Такие записки я тоже очень люблю, так как они открывают простор для свободного трепа – вещи очень важной на выступлениях, дающей зрителям ощущение необязательной живой беседы, легкой импровизации… Откуда слушателям знать, что на этот надоевший стандартный вопрос есть у меня научно обоснованный, многажды апробированный, снабженный байками, ответ. Немного истории, немного о Баркове, об Афанасьеве, о великом знатоке русского мата Иване Алексеевиче Бунине… две-три байки, высмеивающие ханжество… и через пять минут чопорная публика доброжелательно и снисходительно смеется…

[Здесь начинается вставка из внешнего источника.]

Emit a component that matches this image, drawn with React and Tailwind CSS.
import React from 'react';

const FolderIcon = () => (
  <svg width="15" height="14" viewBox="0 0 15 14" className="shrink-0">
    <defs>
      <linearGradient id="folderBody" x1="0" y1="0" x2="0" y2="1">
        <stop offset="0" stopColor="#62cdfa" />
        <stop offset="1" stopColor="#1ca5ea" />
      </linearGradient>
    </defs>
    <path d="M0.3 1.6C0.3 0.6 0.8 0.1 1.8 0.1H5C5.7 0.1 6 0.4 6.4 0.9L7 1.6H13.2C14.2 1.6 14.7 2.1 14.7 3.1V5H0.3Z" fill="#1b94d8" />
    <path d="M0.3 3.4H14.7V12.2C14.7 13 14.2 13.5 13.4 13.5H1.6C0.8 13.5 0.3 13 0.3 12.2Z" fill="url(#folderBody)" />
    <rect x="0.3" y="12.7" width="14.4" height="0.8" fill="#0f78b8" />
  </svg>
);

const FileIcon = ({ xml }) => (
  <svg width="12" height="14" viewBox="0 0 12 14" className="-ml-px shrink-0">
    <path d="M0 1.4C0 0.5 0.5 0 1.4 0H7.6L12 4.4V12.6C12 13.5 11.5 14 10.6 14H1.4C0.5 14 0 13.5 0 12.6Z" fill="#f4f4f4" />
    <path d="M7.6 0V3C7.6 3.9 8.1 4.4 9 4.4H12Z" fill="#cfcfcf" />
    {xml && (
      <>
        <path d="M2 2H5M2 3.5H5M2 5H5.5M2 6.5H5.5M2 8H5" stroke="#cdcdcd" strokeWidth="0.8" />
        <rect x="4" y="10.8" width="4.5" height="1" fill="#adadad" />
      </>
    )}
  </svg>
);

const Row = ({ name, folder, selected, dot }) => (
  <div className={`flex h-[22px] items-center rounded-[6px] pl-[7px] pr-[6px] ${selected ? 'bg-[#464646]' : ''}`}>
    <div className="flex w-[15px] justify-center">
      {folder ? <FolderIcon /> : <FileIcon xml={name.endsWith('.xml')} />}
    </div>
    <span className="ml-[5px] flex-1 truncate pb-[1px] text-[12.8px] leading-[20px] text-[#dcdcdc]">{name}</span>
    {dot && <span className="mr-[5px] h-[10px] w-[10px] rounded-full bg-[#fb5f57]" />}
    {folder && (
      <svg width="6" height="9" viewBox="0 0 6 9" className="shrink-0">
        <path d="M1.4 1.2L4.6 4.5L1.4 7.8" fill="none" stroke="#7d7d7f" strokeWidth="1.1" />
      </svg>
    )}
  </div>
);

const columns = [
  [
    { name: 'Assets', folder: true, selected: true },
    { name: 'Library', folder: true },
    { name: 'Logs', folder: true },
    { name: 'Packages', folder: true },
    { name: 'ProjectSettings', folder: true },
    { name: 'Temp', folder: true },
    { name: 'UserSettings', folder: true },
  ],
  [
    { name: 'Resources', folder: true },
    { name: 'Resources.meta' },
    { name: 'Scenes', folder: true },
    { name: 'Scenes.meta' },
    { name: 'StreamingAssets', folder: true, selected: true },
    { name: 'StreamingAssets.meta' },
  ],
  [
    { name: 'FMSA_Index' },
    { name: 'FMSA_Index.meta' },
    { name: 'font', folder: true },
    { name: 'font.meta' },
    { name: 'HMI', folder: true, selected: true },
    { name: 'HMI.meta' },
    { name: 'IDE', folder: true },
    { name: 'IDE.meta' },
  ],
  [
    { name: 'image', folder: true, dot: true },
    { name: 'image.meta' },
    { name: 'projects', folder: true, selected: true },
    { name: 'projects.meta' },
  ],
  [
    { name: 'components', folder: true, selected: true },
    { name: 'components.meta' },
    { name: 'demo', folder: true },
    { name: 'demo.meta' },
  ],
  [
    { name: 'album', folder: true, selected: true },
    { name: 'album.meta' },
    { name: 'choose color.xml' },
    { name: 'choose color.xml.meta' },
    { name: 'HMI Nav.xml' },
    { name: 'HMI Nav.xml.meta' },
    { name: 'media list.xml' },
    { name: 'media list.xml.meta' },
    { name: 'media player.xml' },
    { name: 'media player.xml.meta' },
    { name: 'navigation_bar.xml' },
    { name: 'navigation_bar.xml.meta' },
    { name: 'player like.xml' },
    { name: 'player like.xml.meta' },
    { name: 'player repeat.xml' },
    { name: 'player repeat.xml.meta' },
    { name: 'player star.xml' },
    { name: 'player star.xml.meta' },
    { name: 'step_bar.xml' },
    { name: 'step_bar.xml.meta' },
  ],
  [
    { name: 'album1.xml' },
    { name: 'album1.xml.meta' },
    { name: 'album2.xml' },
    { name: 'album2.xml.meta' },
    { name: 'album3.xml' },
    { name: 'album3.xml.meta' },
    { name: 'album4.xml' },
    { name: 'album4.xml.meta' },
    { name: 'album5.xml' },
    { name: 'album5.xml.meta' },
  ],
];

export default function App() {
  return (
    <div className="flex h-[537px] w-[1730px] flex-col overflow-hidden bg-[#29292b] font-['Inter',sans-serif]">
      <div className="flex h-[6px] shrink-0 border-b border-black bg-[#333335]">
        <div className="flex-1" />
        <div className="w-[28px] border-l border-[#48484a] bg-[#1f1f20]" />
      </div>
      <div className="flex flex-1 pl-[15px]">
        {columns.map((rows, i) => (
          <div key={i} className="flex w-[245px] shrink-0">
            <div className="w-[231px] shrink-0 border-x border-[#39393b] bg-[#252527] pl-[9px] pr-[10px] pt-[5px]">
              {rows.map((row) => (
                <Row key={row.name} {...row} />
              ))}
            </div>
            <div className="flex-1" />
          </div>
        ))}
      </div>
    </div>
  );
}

И вот, нынешней весной в Америке (рогатый даунтаун Чикаго, малиновые кусты бересклета в парках, белки, выписывающие в траве пушистые пуктирныедуги), когда я выступала в некоем богемном заведении на Брайтон Бич, из зала приходит записка (которую, надо сказать, я всегда жду с нетерпением): «Вот гляжу на вас, и сердце радуется: и скромная, и веселая, и культурная… А книжку вашу откроешь – там ведь и ругань попадается. Как же так?»
Вдохновленная поводом для «импровизации», я подняла голову, дабы привести в действия все, имеющиеся в наличие орудия, и… обомлела: передо мной на противоположной стене полуметровыми буквами было начертано известное заборное слово из трех букв, обведено кругом и перечеркнуто на манер дорожного знака. Под картинкой было написано: «У нас в ресторане не матерятся!»
Плохо то, что языков не учила в школе. Все как-то «Этюды» Черни вспоминаются, особенно, когда подходишь к окошечку железнодорожной кассы и начинаешь заискивающе мычать, глядя в голубые глаза вежливой немки. Впрочем, на уровне «твоя-моя» я все же пытаюсь объясняться, только слова путаю. В английском, например, путаю «джус» (сок) и «джуиш» (еврей) и, бывает, вгоняю в ступор подошедшую официантку, вежливо требуя вместо апельсинового сока принести оранжевого еврея. В немецком того хуже: путаю слова «гляйс» (платформа) и «ляйхе» (труп), в связи с чем несколько раз приставала к полицейским на вокзалах с просьбой помочь мне найти второй (или третий, или девятый) труп.